Lord Mann said: ‘Jewish people have to be confident that they will receive the same treatment as everyone else, at all times in all situations.

‘If people feel, as they do, that some have to hide their identity as patients or suffer in silence as staff, then the universality of the NHS is fundamentally breached.

‘The solutions are simple but require a consistency of approach across the whole of the NHS and clear leadership at the top and across all NHS trusts.

‘The NHS as an employer must act as a responsible and inclusive employer and take the responsibility of making its employment and service to patients one that the entirety of the country, including our Jewish community, can feel and see is one that is for them as well as everybody else.’

Health Secretary James Murray said racism and discrimination ‘betray everything the NHS stands for and its ability to provide safe, world-class care’.

He added: ‘Lord John Mann has made a series of robust and practical recommendations which we are accepting.

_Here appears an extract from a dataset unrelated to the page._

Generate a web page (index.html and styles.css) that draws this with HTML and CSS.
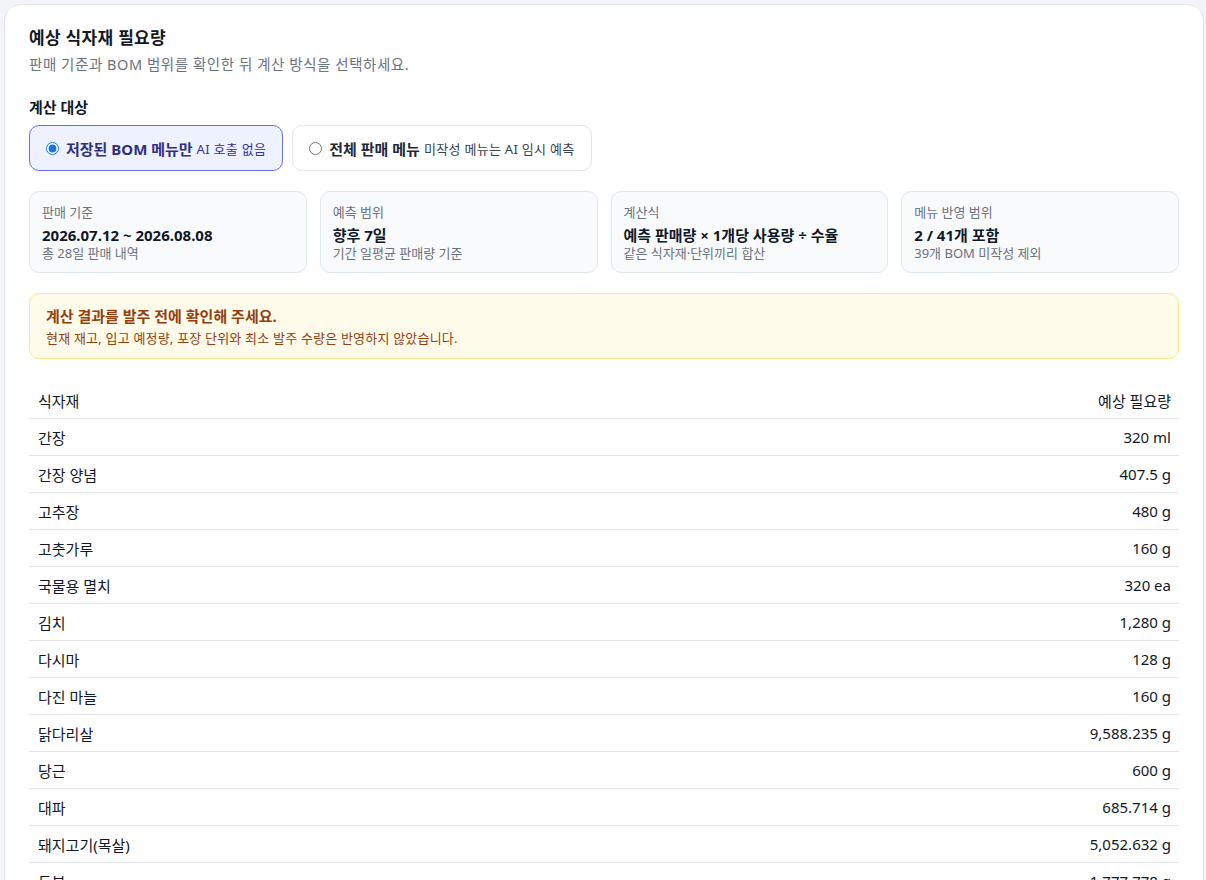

‘I know that Jewish people – and everyone experiencing discrimination – need action, not words.

‘Together with NHS England, we will waste no time in setting these recommendations in motion to build a health service that lives up to its values.’

The NHS Alliance, which represents NHS trusts, said it would work with members ‘to support them to implement (the recommendations) in their organisations’.

Director Rebecca Gray said: ‘Everyone deserves to feel that they belong in our society and we must work towards taking a zero-tolerance approach to prejudice in all its forms.’

Dean Royles, interim chief executive of NHS Employers, said the review ‘reveals beyond any doubt that antisemitism and others forms of racism in the NHS are rising, as they are within our wider society, and must be tackled with urgency by all of us’.

He added: ‘Employers and NHS leaders know that good employment practices and expectations around behaviour are paramount and will take on the recommendations and feedback from the review.’